Jan is a student at Edinburgh University, and Eileen, in The Longest Weekend, a twenty-year-old single mother. Arundel’s books were genuinely young adult. In the last Emma book, Emma In Love, she is still at school but living in a flat with her brother, coping more or less alone with housekeeping and heartbreak. The scene where she sinks into depression, and thinks of ending her life, chilled me as a teen and still strikes a chord now. It was written in 1972.

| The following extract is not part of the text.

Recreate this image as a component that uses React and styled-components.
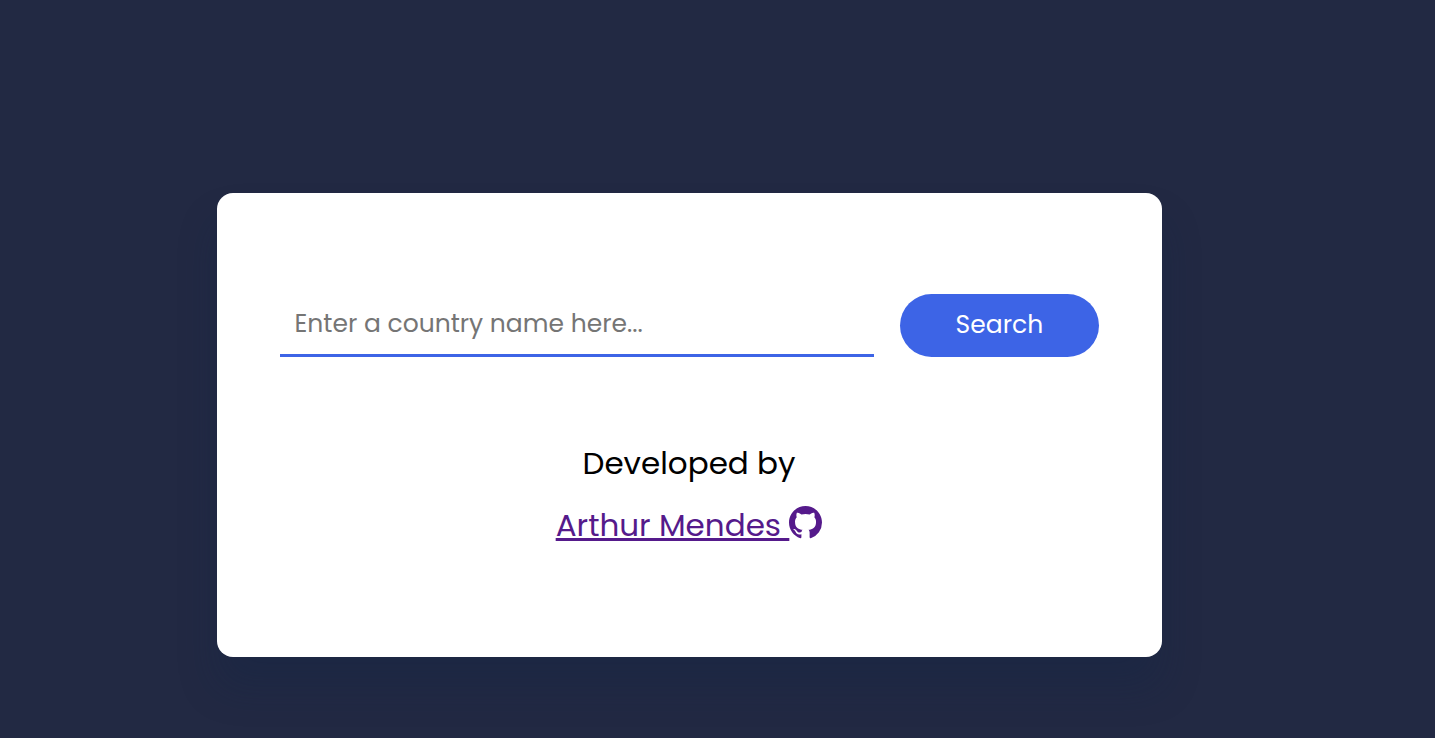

For me as a teen reader, Arundel's books were profoundly aspirational. I didn’t want to be suicidal, but I did yearn to study in a beautiful old city (I chose Durham rather than Edinburgh), and to sit around philosophizing and to mix with artists and writers. And then to become one. Which I did, of course. I can’t give Honor Arundel all the credit, but she is certainly one of the authors who helped me on my way.  She’s also proof that YA was alive and well over forty years ago.

                        


What other forgotten writers would people champion?

7 comments:

catdownunder said...

John Rowe Townsend? John Verney?

Abbeybufo said...

'Young Adult' as a category in public libraries was certainly around in the 1970s. One of the first things I did, on becoming 'Senior Assistant Librarian' [as it was then termed] at Ringwood in 1972 was to introduce a Young adult bay at the end of the Junior Library, into which I would put appropriate books by such people as Arundel, Peyton, Gordon Cooper, Brinsmead - quite a few of the Oxford authors, actually, on reflection ...! - and as they were pblished, Judy Blume. I'd also randomly seed it with a few 'adult fiction' titles by people such as Heyer, Buchan, George Macdonald Fraser, the odd Agatha Christie or Ngaio Marsh, to give a taste of such authors that teenage readers might move on to.

Helen Larder said...

Really interesting! Thanks. I think I missed this YA stage. I jumped from children's books to adults. I never saw many YA books in our small local library and didn't have a librarian who prompted me to order them. Now I put in orders all the time. xxxx

Catherine Kerr-Dineen said...

Honor Arundel was my mother and so I was delighted to see that her books are still appreciated after all this time...Thank you.

Emma Barnes said...

I loved The High House, which was one of the few books I encountered growing up that was set in Edinburgh, where I lived. The city was almost a character in the book and very recognisable. I also remember reading The Blanket Word, from the library. It was very dark, and I wouldn't say I enjoyed it exactly, but the originality of the heroine really made it stick in my mind. A brave writer.

Kelly Humphrey said...

I will never forget reading The High House more than 40 years ago! Whenever I’m tempted to go to bed without doing the dishes, I think of Emma and Aunt Patsy! Your mother was a gifted author who inspired me in many ways.

Beck Laxton said...

I've been rereading the Emma books for more than forty years, and in fact did do again just this morning! I think Arundel is a wonderful author - I love the darkness in her work that others have commented on, but she's also great at describing the good times. I've been steadily acquiring all her books secondhand over the last few years, remembering them from library loans in my youth (I'm now 54), and it's great to see them being appreciated here. And especially lovely to hear from Honor's daughter. She's very good at writing small children - Vanessa in the Emma books and Gays' daughter in Longest Weekend, so I wonder if she used her family as models. Very sad that we lost her so young.